> **SET EXERCISE**
Your answer should be a single number: the count of lines containing the string "React".

____

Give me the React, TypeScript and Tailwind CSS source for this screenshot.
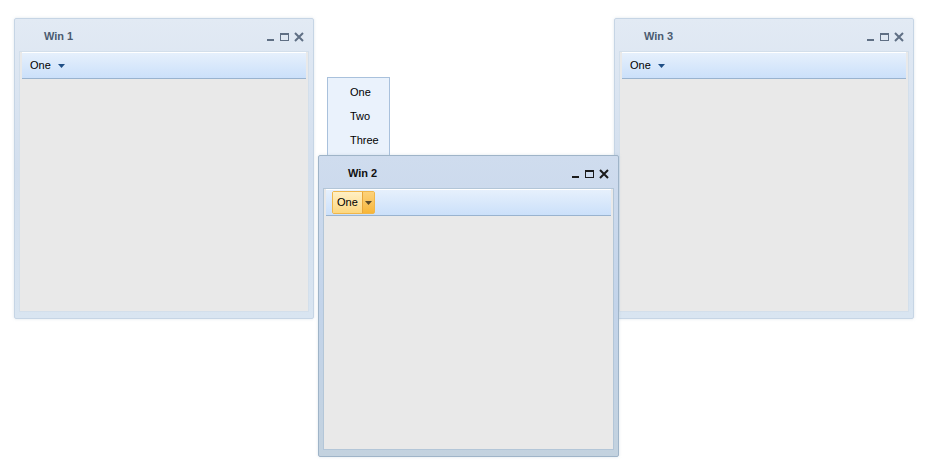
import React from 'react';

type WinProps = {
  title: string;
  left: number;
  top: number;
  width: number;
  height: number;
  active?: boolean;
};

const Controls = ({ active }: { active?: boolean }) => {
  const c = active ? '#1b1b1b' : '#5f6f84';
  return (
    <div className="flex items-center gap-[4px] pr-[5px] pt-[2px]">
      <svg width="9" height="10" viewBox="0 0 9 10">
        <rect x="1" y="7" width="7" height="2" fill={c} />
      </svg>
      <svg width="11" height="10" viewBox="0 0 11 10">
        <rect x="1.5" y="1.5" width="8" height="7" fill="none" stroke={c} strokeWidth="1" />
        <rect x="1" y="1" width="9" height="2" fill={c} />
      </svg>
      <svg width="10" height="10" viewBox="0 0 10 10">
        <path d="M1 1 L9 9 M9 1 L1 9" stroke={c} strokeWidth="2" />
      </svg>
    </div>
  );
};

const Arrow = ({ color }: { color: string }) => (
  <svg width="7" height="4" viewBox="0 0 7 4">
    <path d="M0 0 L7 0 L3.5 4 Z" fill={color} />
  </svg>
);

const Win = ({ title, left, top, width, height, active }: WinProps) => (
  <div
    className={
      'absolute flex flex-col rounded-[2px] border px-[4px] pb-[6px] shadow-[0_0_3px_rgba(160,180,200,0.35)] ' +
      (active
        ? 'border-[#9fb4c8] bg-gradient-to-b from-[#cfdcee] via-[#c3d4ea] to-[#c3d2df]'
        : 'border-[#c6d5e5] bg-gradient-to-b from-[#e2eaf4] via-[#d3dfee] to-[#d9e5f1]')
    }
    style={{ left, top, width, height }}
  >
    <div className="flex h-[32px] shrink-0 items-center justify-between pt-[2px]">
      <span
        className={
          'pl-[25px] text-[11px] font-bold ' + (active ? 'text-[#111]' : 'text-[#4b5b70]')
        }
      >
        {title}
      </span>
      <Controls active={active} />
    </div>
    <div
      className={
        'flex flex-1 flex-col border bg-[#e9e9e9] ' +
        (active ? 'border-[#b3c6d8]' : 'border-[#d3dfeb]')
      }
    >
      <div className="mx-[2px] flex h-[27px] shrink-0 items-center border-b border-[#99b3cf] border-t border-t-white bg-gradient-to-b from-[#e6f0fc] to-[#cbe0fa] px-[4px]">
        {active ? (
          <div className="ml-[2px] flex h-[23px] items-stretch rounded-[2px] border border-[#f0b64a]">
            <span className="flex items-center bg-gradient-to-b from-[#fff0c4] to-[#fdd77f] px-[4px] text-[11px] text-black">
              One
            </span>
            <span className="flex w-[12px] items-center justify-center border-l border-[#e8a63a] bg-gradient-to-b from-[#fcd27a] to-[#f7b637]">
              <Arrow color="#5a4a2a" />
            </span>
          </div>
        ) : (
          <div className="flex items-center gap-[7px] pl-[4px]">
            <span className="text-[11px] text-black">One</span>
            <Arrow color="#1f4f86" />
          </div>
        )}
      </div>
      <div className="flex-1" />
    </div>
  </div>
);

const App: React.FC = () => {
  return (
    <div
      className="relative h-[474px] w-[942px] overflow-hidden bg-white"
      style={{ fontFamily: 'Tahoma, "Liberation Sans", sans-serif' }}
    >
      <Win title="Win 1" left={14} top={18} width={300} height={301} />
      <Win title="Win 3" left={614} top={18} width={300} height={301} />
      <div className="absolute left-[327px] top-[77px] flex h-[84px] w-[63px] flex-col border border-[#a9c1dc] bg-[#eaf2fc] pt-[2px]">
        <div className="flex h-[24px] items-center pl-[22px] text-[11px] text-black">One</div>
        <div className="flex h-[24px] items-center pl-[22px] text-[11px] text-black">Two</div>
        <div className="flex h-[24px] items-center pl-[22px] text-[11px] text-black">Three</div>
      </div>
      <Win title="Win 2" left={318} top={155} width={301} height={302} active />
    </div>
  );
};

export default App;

____

> **CORRECT ANSWER**
3